Vitaly Smirnov, vice president of the Moscow Organizing Committee, and a member of the IOC Executive Board, raised the possibility of sanctions in a Moscow press conference yesterday where he denounced the USOC's boycott decision.
"Following this, it is possible that the 1984 Olympics will not take place in Los Angeles. This could be one possbile consequence of this crude and unprecedented interference in the Olympic movement," Smirnov said.
Miller and Kane have said repeatedly that the USOC made its decision through proper channels, according to its constitution, and did not violate Olympic rules. Killanin and IOC Director Monique Berlioux were kept fully informed, and are understood to agree that the USOC is not subject to any sanctions.

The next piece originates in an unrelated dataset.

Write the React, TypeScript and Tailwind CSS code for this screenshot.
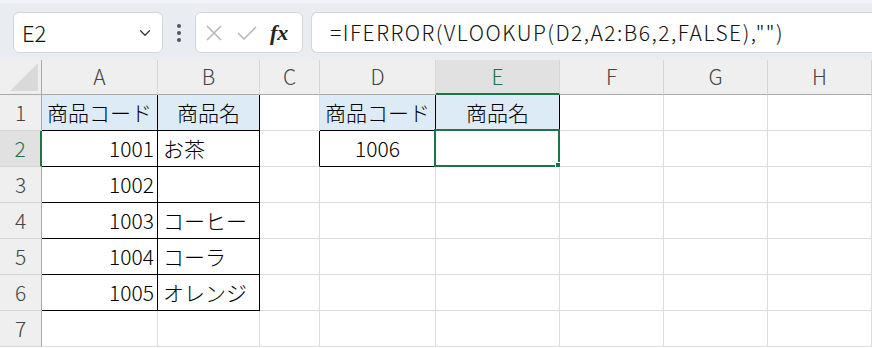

During next week's meetings, the IOC will also meet with the 26 international federations that govern the Olympic sports. Miller predicted that they "will take a unified position that the Games will go on in Moscow as scheduled, and a unified, firm position against any pre- or post-Olympic competitions that might be considered competitive to the Olympic Games.
Miller said that, in his judgment, the concept of "alternative games" -- any international sports festival involving all sports at one site or clustered in four or five sites to give a world class competitive opportunity to athletes barred from going to Moscow -- is "dead."
"A lot of different things could manifest themselves as a result of these meetings in Europe next week, so we have to maintain a degree of flexibility," said Miller. "But right now, from what I can detect on a worldwide basis, there is a rejection of so-called alternative games in any form. This has been rejected by our (USOC) executive board, the athletes, the European Olympic committees, and the U.S. national governing bodies (of the Olympic sports)."